What this task involves:
Lines containing the word "with" are the ones to copy from the records below.

Stored records:
▽
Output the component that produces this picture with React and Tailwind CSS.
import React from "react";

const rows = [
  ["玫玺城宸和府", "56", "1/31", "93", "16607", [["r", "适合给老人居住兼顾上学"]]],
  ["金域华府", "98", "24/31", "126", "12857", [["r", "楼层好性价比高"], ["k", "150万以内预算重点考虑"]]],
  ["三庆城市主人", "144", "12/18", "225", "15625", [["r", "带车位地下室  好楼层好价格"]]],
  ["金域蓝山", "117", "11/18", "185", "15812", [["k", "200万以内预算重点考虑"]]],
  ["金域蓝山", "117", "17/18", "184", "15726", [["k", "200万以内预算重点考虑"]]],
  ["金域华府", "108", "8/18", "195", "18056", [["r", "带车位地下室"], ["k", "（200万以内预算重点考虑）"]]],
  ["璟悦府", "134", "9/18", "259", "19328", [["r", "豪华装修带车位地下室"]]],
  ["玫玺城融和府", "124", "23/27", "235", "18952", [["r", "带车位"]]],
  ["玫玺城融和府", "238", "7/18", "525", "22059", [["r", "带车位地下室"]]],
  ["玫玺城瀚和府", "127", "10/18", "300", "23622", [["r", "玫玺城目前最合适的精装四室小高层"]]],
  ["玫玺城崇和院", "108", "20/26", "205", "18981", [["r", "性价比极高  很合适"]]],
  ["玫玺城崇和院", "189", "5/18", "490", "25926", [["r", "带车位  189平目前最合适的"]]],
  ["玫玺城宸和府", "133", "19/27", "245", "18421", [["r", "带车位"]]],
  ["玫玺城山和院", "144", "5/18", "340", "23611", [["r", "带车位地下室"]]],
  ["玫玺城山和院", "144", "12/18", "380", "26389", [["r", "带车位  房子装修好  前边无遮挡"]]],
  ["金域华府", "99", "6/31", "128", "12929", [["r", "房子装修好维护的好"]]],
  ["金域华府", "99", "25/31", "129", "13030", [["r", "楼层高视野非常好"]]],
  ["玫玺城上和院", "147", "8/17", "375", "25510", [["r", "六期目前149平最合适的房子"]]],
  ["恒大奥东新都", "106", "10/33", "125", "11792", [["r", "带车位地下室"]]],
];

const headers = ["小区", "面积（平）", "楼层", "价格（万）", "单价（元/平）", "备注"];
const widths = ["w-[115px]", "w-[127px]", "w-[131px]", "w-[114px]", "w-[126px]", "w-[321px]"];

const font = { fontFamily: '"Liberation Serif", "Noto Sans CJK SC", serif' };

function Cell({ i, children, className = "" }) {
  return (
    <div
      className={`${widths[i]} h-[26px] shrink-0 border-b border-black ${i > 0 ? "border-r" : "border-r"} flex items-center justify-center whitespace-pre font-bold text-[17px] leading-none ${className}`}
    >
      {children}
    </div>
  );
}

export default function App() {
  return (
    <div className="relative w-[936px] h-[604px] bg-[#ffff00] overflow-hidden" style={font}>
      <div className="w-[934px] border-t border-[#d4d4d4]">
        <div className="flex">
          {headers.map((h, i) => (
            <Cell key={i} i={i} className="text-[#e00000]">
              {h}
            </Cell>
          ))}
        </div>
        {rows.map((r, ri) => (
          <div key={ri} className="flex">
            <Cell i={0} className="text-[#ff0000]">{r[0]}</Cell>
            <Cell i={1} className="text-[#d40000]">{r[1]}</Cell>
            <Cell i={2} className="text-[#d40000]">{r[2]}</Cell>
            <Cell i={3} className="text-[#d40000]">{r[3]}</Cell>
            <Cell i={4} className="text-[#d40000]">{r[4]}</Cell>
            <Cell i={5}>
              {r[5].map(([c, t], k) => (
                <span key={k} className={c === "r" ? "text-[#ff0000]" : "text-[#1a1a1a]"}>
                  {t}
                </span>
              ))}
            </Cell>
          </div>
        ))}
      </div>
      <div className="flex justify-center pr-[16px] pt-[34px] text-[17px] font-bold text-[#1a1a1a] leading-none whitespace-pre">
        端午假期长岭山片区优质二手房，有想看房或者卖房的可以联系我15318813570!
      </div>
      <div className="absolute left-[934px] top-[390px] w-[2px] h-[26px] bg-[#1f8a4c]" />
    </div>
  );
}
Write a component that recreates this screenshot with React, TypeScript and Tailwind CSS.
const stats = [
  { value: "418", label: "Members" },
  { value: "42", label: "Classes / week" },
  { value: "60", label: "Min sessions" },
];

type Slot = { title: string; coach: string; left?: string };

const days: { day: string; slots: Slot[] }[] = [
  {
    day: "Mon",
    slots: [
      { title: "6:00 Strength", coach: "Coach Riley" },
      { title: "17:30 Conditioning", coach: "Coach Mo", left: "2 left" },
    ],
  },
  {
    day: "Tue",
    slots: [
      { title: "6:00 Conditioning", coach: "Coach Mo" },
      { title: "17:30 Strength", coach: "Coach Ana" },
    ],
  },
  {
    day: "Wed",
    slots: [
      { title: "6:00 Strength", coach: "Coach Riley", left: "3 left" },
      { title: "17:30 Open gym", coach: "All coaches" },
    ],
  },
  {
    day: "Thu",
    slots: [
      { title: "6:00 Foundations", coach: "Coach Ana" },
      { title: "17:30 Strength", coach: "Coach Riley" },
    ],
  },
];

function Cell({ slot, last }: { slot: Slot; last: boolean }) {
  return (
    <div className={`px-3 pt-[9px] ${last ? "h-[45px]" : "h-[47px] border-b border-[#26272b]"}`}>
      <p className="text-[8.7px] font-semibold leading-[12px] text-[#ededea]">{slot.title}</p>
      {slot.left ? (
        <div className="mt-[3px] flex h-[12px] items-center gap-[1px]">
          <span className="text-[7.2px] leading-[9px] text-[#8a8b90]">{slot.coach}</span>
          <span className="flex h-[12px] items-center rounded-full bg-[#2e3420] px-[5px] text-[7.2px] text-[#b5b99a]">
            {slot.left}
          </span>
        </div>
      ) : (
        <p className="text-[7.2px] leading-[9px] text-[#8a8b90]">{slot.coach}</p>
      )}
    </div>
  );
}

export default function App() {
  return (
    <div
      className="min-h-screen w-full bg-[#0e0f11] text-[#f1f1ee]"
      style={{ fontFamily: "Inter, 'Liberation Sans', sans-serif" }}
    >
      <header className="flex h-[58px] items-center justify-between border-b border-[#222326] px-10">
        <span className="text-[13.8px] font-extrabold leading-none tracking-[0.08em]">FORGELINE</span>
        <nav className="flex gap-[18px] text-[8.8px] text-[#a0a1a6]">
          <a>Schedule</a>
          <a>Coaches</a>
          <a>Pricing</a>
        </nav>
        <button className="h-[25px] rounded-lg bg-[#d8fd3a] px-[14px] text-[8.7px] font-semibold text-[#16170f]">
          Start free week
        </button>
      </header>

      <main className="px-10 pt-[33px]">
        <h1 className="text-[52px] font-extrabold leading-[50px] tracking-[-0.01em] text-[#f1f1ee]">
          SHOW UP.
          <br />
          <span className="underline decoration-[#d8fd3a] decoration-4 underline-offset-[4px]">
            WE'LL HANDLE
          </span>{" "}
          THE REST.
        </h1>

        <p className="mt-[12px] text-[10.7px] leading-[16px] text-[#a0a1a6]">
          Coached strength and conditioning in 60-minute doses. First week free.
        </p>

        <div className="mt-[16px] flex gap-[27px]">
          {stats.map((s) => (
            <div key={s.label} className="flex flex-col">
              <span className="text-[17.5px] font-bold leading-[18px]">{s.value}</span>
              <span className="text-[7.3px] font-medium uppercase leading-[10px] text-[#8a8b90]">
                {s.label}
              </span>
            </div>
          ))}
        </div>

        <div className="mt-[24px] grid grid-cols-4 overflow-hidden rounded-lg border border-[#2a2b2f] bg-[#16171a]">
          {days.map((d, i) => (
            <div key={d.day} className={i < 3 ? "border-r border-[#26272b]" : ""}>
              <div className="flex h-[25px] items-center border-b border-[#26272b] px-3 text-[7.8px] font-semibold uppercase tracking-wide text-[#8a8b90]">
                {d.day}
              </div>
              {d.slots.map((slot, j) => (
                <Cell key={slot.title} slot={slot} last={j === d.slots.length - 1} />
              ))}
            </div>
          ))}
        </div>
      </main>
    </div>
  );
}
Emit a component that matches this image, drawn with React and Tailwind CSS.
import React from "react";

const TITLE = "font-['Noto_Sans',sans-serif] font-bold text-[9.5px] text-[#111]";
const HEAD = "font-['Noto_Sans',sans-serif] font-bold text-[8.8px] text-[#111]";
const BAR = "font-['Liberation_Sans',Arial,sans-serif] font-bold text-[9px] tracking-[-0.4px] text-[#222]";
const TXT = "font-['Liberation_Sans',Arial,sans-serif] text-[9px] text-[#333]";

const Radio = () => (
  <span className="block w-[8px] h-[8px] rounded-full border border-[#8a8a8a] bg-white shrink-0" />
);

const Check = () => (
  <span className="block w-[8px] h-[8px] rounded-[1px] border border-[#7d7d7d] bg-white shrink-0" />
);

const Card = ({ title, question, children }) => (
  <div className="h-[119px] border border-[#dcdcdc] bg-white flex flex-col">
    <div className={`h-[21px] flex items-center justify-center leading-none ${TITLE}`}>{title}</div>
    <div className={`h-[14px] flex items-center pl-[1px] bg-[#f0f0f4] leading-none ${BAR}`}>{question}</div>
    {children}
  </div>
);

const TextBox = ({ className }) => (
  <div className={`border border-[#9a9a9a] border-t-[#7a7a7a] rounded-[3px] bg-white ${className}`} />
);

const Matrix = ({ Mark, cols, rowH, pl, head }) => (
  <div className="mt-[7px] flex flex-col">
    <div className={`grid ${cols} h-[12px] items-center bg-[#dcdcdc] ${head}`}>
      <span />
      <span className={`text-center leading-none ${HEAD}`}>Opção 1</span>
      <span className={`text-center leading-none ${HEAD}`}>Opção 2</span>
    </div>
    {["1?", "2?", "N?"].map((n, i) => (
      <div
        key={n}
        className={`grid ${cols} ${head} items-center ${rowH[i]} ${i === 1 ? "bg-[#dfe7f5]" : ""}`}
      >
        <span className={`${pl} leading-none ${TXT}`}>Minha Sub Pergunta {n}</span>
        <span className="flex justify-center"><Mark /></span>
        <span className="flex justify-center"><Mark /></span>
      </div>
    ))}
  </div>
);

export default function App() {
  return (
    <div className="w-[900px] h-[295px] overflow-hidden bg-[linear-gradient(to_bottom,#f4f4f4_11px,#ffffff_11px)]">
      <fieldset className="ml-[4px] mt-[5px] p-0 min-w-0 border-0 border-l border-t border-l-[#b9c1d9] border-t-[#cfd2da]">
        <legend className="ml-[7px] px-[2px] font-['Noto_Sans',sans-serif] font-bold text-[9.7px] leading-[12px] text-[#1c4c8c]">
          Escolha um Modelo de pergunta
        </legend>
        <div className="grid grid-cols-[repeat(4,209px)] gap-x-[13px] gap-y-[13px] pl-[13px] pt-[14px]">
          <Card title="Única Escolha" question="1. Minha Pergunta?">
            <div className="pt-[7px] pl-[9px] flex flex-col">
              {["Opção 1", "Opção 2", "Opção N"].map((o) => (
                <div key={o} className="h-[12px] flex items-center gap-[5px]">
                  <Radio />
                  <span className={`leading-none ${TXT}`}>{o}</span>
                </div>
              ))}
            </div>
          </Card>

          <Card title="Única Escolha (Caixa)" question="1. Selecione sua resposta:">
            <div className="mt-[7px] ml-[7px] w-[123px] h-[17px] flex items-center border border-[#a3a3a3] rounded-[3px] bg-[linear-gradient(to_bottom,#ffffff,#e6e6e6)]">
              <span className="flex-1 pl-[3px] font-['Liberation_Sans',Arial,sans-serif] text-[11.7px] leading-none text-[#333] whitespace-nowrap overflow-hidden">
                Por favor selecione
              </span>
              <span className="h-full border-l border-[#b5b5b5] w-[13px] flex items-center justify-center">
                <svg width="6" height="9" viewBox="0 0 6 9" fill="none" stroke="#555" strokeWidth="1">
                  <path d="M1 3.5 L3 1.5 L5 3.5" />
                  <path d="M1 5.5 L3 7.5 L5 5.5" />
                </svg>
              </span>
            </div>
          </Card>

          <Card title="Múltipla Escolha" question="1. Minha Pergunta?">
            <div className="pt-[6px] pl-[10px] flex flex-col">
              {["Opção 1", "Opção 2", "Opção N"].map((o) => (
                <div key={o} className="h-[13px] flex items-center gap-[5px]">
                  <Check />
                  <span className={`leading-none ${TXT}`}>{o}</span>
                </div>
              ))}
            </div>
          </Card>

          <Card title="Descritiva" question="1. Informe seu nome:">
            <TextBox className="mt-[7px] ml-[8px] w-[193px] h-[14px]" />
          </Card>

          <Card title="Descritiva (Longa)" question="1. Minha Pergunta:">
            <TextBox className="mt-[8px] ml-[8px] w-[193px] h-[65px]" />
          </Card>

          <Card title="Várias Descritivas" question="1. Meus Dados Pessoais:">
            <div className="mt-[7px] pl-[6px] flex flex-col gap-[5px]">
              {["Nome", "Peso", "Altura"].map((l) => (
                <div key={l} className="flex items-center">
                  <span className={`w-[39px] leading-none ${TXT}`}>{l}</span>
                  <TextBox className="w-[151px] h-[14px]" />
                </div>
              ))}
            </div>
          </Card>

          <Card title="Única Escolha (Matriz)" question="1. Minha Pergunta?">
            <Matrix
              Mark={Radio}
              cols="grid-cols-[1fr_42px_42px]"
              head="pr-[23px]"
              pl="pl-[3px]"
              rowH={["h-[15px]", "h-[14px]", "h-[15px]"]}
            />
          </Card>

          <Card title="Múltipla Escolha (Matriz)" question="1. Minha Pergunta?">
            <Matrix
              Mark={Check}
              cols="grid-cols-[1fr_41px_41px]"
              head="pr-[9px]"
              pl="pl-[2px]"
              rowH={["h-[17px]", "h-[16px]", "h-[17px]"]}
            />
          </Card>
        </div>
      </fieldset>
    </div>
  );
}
△
Answer for this exercise:
Output the component that produces this picture with React and Tailwind CSS.
Write a component that recreates this screenshot with React, TypeScript and Tailwind CSS.
Emit a component that matches this image, drawn with React and Tailwind CSS.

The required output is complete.